§ **Rows**
..........

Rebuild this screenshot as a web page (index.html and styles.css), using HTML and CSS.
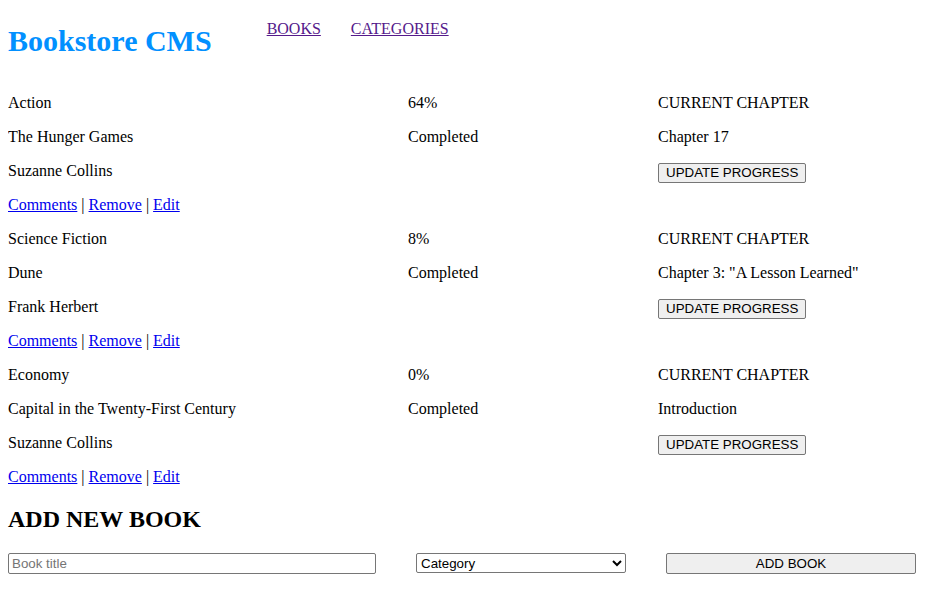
FILE: index.html
```html
<!DOCTYPE html>
<html lang="en">
<head>
<meta charset="utf-8">
<title>Bookstore CMS</title>
<link rel="stylesheet" href="styles.css">
</head>
<body>
<header class="header">
  <h1 class="logo">Bookstore CMS</h1>
  <nav>
    <ul class="nav-list">
      <li><a class="nav-link" href="#">BOOKS</a></li>
      <li><a class="nav-link" href="#">CATEGORIES</a></li>
    </ul>
  </nav>
</header>
<main>
  <section class="book-list">
    <article class="book">
      <p>Action</p><p>64%</p><p>CURRENT CHAPTER</p>
      <p>The Hunger Games</p><p>Completed</p><p>Chapter 17</p>
      <p>Suzanne Collins</p><p></p><p><button class="btn" type="button">UPDATE PROGRESS</button></p>
      <p class="actions"><a href="#">Comments</a> | <a href="#">Remove</a> | <a href="#">Edit</a></p>
    </article>
    <article class="book">
      <p>Science Fiction</p><p>8%</p><p>CURRENT CHAPTER</p>
      <p>Dune</p><p>Completed</p><p>Chapter 3: "A Lesson Learned"</p>
      <p>Frank Herbert</p><p></p><p><button class="btn" type="button">UPDATE PROGRESS</button></p>
      <p class="actions"><a href="#">Comments</a> | <a href="#">Remove</a> | <a href="#">Edit</a></p>
    </article>
    <article class="book">
      <p>Economy</p><p>0%</p><p>CURRENT CHAPTER</p>
      <p>Capital in the Twenty-First Century</p><p>Completed</p><p>Introduction</p>
      <p>Suzanne Collins</p><p></p><p><button class="btn" type="button">UPDATE PROGRESS</button></p>
      <p class="actions"><a href="#">Comments</a> | <a href="#">Remove</a> | <a href="#">Edit</a></p>
    </article>
  </section>
  <section class="add-book">
    <h2 class="add-title">ADD NEW BOOK</h2>
    <form class="add-form">
      <input class="input-title" type="text" placeholder="Book title">
      <select class="input-category">
        <option>Category</option>
        <option>Action</option>
        <option>Science Fiction</option>
        <option>Economy</option>
      </select>
      <button class="btn btn-add" type="button">ADD BOOK</button>
    </form>
  </section>
</main>
</body>
</html>
```

FILE: styles.css
```css
body {
  margin: 8px;
  font-family: "Liberation Serif", "Times New Roman", serif;
  font-size: 16px;
  color: #000;
  background: #fff;
}

.header {
  display: flex;
  align-items: flex-start;
  gap: 55px;
}

.logo {
  margin: 16px 0 0;
  font-size: 30px;
  color: #0290ff;
}

.nav-list {
  display: flex;
  gap: 30px;
  list-style: none;
  margin: 12px 0 0;
  padding: 0;
}

.nav-link {
  color: #551a8b;
}

.book-list {
  display: flex;
  flex-direction: column;
  gap: 16px;
  margin-top: 36px;
}

.book {
  display: grid;
  grid-template-columns: 400px 250px 1fr;
  grid-auto-rows: 18px;
  row-gap: 16px;
}

.book p {
  margin: 0;
  height: 18px;
  line-height: 18px;
  display: flex;
  align-items: center;
}

.book .actions {
  grid-column: 1 / -1;
  display: block;
}

.actions a {
  color: #0000ee;
}

.btn {
  font-family: "Liberation Sans", Arial, sans-serif;
  font-size: 13.33px;
  padding: 1px 7px;
  border: 1px solid #767676;
  border-radius: 2px;
  background: #efefef;
  color: #000;
  height: 20px;
  line-height: 16px;
  flex-shrink: 0;
}

.book .btn {
  margin-top: 3px;
}

.add-title {
  font-size: 24px;
  margin: 20px 0 20px;
}

.add-form {
  display: flex;
  gap: 40px;
  align-items: flex-start;
}

.input-title {
  width: 368px;
  height: 21px;
  box-sizing: border-box;
  font-family: "Liberation Sans", Arial, sans-serif;
  font-size: 13.33px;
  border: 1px solid #767676;
  border-radius: 2px;
  padding: 1px 3px;
}

.input-title::placeholder {
  color: #757575;
}

.input-category {
  width: 210px;
  height: 20px;
  box-sizing: border-box;
  font-family: "Liberation Sans", Arial, sans-serif;
  font-size: 13.33px;
  border: 1px solid #767676;
  border-radius: 2px;
  background: #fff;
}

.btn-add {
  width: 250px;
  height: 21px;
}
```
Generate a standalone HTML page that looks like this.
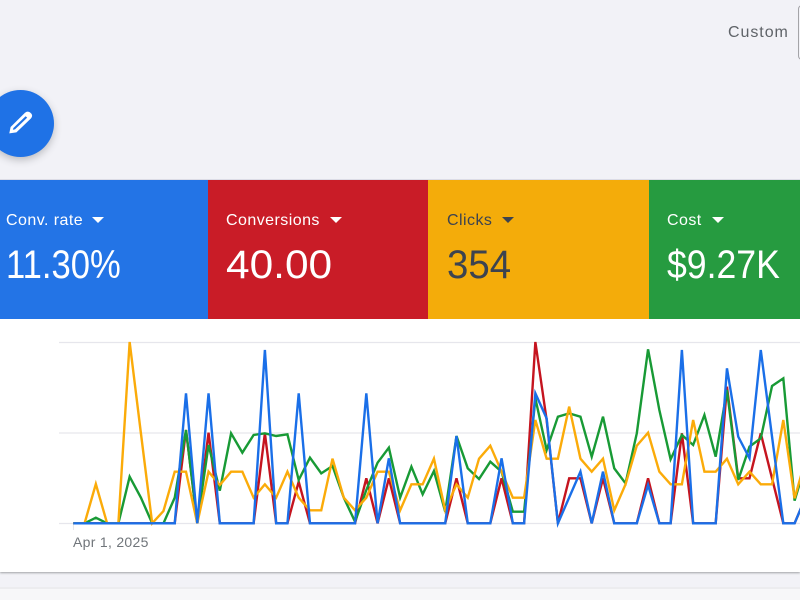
<!DOCTYPE html>
<html><head><meta charset="utf-8"><style>
html,body{margin:0;padding:0;width:800px;height:600px;overflow:hidden;background:#f2f2f7;font-family:"Liberation Sans",sans-serif}
.a{position:absolute}
.t{position:absolute;top:180px;height:139px}
.l{position:absolute;top:31px;font-size:16px;line-height:20px;white-space:nowrap;letter-spacing:.45px}
.v{position:absolute;top:62px;font-size:40px;line-height:46px;white-space:nowrap;transform-origin:0 50%}
.c{position:absolute;top:37px;width:0;height:0;border-left:6px solid transparent;border-right:6px solid transparent;border-top:6px solid currentColor}
</style></head><body>
<div class="a" style="left:728px;top:23px;font-size:16px;line-height:20px;color:#5f6368;letter-spacing:.95px">Custom</div>
<div class="a" style="left:798px;top:5px;width:10px;height:55px;border:1px solid #a4a4a8;border-radius:4px;box-sizing:border-box"></div>
<div class="a" style="left:-13px;top:90px;width:67px;height:67px;border-radius:50%;background:#1f72e6;box-shadow:0 3px 8px rgba(60,64,67,.3)"></div>
<svg class="a" style="left:0;top:100px;filter:blur(.3px)" width="45" height="45" viewBox="0 0 45 45"><path d="M9.3 33.4 L10.6 27 L25 12.8 Q27.5 10.6 30 12.4 L31.4 13.8 Q33 16 31 18.4 L16.4 32.4 Z" fill="#fff"/><path d="M12.8 29.8 L13.4 28 L25.6 16.2 L27.2 17.6 L15 29.4 Z" fill="#1f72e6"/></svg>
<div class="a" style="left:0;top:179px;width:800px;height:1px;background:#dcdce6"></div>
<div class="a" style="left:0;top:319px;width:800px;height:253px;background:#fff;box-shadow:0 1px 2px rgba(60,64,67,.45)"></div>
<div class="a" style="left:0;top:587px;width:800px;height:2px;background:#ececef"></div>
<div class="a" style="left:0;top:589px;width:800px;height:11px;background:#f7f7f9"></div>
<div class="t" style="left:0;width:208px;background:#2374e6;color:#fff"><div class="l" style="left:6px">Conv. rate</div><div class="c" style="left:92px"></div><div class="v" style="left:6px;transform:scaleX(.865)">11.30%</div></div>
<div class="t" style="left:208px;width:220px;background:#c91c27;color:#fff"><div class="l" style="left:18px">Conversions</div><div class="c" style="left:122px"></div><div class="v" style="left:18px;transform:scaleX(1.06)">40.00</div></div>
<div class="t" style="left:428px;width:221px;background:#f4ac0a;color:#3c4350"><div class="l" style="left:19px">Clicks</div><div class="c" style="left:74px"></div><div class="v" style="left:19px;transform:scaleX(.96)">354</div></div>
<div class="t" style="left:649px;width:151px;background:#269b40;color:#fff"><div class="l" style="left:18px">Cost</div><div class="c" style="left:63px"></div><div class="v" style="left:18px;transform:scaleX(.89)">$9.27K</div></div>
<svg class="a" style="left:0;top:0;filter:blur(.3px)" width="800" height="600">
<path d="M59 342.5H800M59 433H800M59 523.5H800" stroke="#e6e6ec" stroke-width="1.2" fill="none"/>
<path d="M73.5 524V530" stroke="#e8e8ec" stroke-width="1" fill="none"/>
<g transform="translate(73.3 330) scale(11.27 .33333)" fill="none" stroke-width="2.4" stroke-linejoin="miter">
<polyline vector-effect="non-scaling-stroke" stroke="#c5141f" points="0,580 9,580 10,300 11,580 12,308 13,580 16,580 17,310 18,580 19,580 20,455 21,580 25,580 26,445 27,580 28,445 29,580 33,580 34,445 35,580 37,580 38,445 39,580 40,580 41,36 42,270 43,580 44,445 45,445 46,580 47,445 48,580 50,580 51,445 52,580 53,580 54,310 55,580 57,580 58,170 59,445 60,445 61,310 62,445 63,580 64,580 65,500"/>
<polyline vector-effect="non-scaling-stroke" stroke="#189a35" points="0,580 1,580 2,563 3,580 4,580 5,440 6,503 7,580 8,580 9,503 10,300 11,580 12,345 13,482 14,310 15,368 16,315 17,310 18,318 19,313 20,450 21,383 22,430 23,408 24,503 25,575 26,480 27,398 28,353 29,503 30,410 31,493 32,423 33,545 34,318 35,415 36,447 37,395 38,425 39,545 40,545 41,205 42,360 43,260 44,250 45,260 46,380 47,260 48,415 49,460 50,310 51,58 52,240 53,388 54,315 55,345 56,255 57,380 58,180 59,450 60,350 61,325 62,168 63,145 64,512 65,400"/>
<polyline vector-effect="non-scaling-stroke" stroke="#fbab09" points="0,580 1,580 2,462 3,580 4,580 5,36 6,310 7,580 8,543 9,425 10,425 11,580 12,425 13,465 14,425 15,425 16,503 17,463 18,503 19,425 20,503 21,541 22,541 23,386 24,503 25,541 26,503 27,425 28,425 29,541 30,463 31,463 32,386 33,541 34,463 35,503 36,386 37,347 38,425 39,503 40,503 41,270 42,386 43,386 44,230 45,386 46,425 47,386 48,541 49,463 50,347 51,308 52,425 53,463 54,463 55,270 56,425 57,425 58,386 59,463 60,425 61,463 62,463 63,270 64,505 65,386"/>
<polyline vector-effect="non-scaling-stroke" stroke="#1a6fe8" points="0,580 9,580 10,190 11,580 12,190 13,580 16,580 17,60 18,580 19,580 20,190 21,580 25,580 26,190 27,580 28,385 29,580 33,580 34,318 35,580 37,580 38,385 39,580 40,580 41,190 42,265 43,580 45,425 46,580 47,425 48,580 50,580 51,465 52,580 53,580 54,60 55,580 57,580 58,115 59,320 60,385 61,60 62,320 63,580 64,580 65,500"/>
</g>
</svg>
<div class="a" style="left:73px;top:533px;font-size:14px;line-height:18px;color:#70757a;letter-spacing:.3px">Apr 1, 2025</div>
</body></html>
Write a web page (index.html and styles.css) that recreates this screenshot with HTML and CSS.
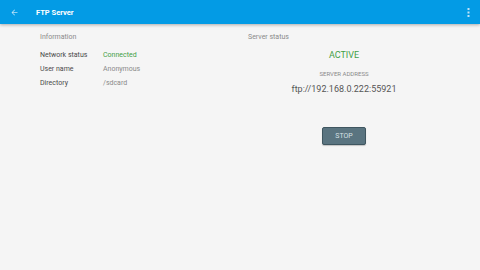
FILE: index.html
```html
<!DOCTYPE html>
<html lang="en">
<head>
  <meta charset="UTF-8">
  <title>FTP Server</title>
  <link rel="stylesheet" href="styles.css">
</head>
<body>
  <!-- Toolbar -->
  <div class="toolbar">
    <svg class="back" width="9" height="9" viewBox="0 0 24 24"><path d="M20 11H7.83l5.59-5.59L12 4l-8 8 8 8 1.41-1.41L7.83 13H20v-2z" fill="#bfe3f8"/></svg>
    <span class="title">FTP Server</span>
    <svg class="menu" width="3" height="9" viewBox="0 0 3 9"><rect x="0.5" y="0" width="2" height="2" fill="#bfe3f8"/><rect x="0.5" y="3.5" width="2" height="2" fill="#bfe3f8"/><rect x="0.5" y="7" width="2" height="2" fill="#bfe3f8"/></svg>
  </div>

  <!-- Content -->
  <div class="content">
    <div class="col info">
      <div class="heading">Information</div>
      <div class="rows">
        <div class="row"><span class="label">Network status</span><span class="value green">Connected</span></div>
        <div class="row"><span class="label">User name</span><span class="value">Anonymous</span></div>
        <div class="row"><span class="label">Directory</span><span class="value">/sdcard</span></div>
      </div>
    </div>
    <div class="col status">
      <div class="heading">Server status</div>
      <div class="center">
        <div class="state">ACTIVE</div>
        <div class="addr-label">SERVER ADDRESS</div>
        <div class="addr">ftp://192.168.0.222:55921</div>
        <button class="stop">STOP</button>
      </div>
    </div>
  </div>
</body>
</html>
```

FILE: styles.css
```css
* {
  margin: 0;
  padding: 0;
  box-sizing: border-box;
}
body {
  font-family: Roboto, 'Noto Sans', sans-serif;
  background: #f5f5f5;
  width: 480px;
  height: 270px;
  overflow: hidden;
}
/* Toolbar */
.toolbar {
  height: 24px;
  background: #039be5;
  display: flex;
  align-items: center;
  padding: 0 10px 0 10px;
  box-shadow: 0 1px 3px rgba(0, 0, 0, 0.3);
  position: relative;
}
.back {
  display: block;
}
.title {
  color: #fff;
  font-size: 7.5px;
  font-weight: bold;
  margin-left: 17px;
  flex: 1;
}
.menu {
  display: block;
}
/* Content */
.content {
  display: flex;
  padding: 8px 40px 0 40px;
}
.col {
  display: flex;
  flex-direction: column;
}
.info {
  width: 208px;
}
.status {
  width: 192px;
}
.heading {
  color: #8a8a8a;
  font-size: 7px;
  line-height: 10px;
}
.rows {
  margin-top: 9px;
  display: flex;
  flex-direction: column;
  gap: 4px;
}
.row {
  display: flex;
  font-size: 7px;
  line-height: 9.75px;
}
.label {
  width: 63px;
  color: #4a4a4a;
}
.value {
  color: #8a8a8a;
}
.value.green {
  color: #43a047;
}
.center {
  display: flex;
  flex-direction: column;
  align-items: center;
}
.state {
  color: #43a047;
  font-size: 9px;
  line-height: 12px;
  margin-top: 7px;
}
.addr-label {
  color: #8a8a8a;
  font-size: 6px;
  line-height: 9px;
  margin-top: 8px;
}
.addr {
  color: #555;
  font-size: 9px;
  line-height: 11px;
  margin-top: 6px;
}
.stop {
  margin-top: 32px;
  width: 44px;
  height: 18px;
  background: #5a7480;
  border: 1px solid #3f5660;
  border-radius: 2px;
  color: #d6e0e4;
  font-family: Roboto, sans-serif;
  font-size: 7px;
  box-shadow: 0 1px 1px rgba(0, 0, 0, 0.2);
}
```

..........

§ **Task objective**
Take every line above carrying "that" and return it.

§ **The reply**
Generate a standalone HTML page that looks like this.
Write a web page (index.html and styles.css) that recreates this screenshot with HTML and CSS.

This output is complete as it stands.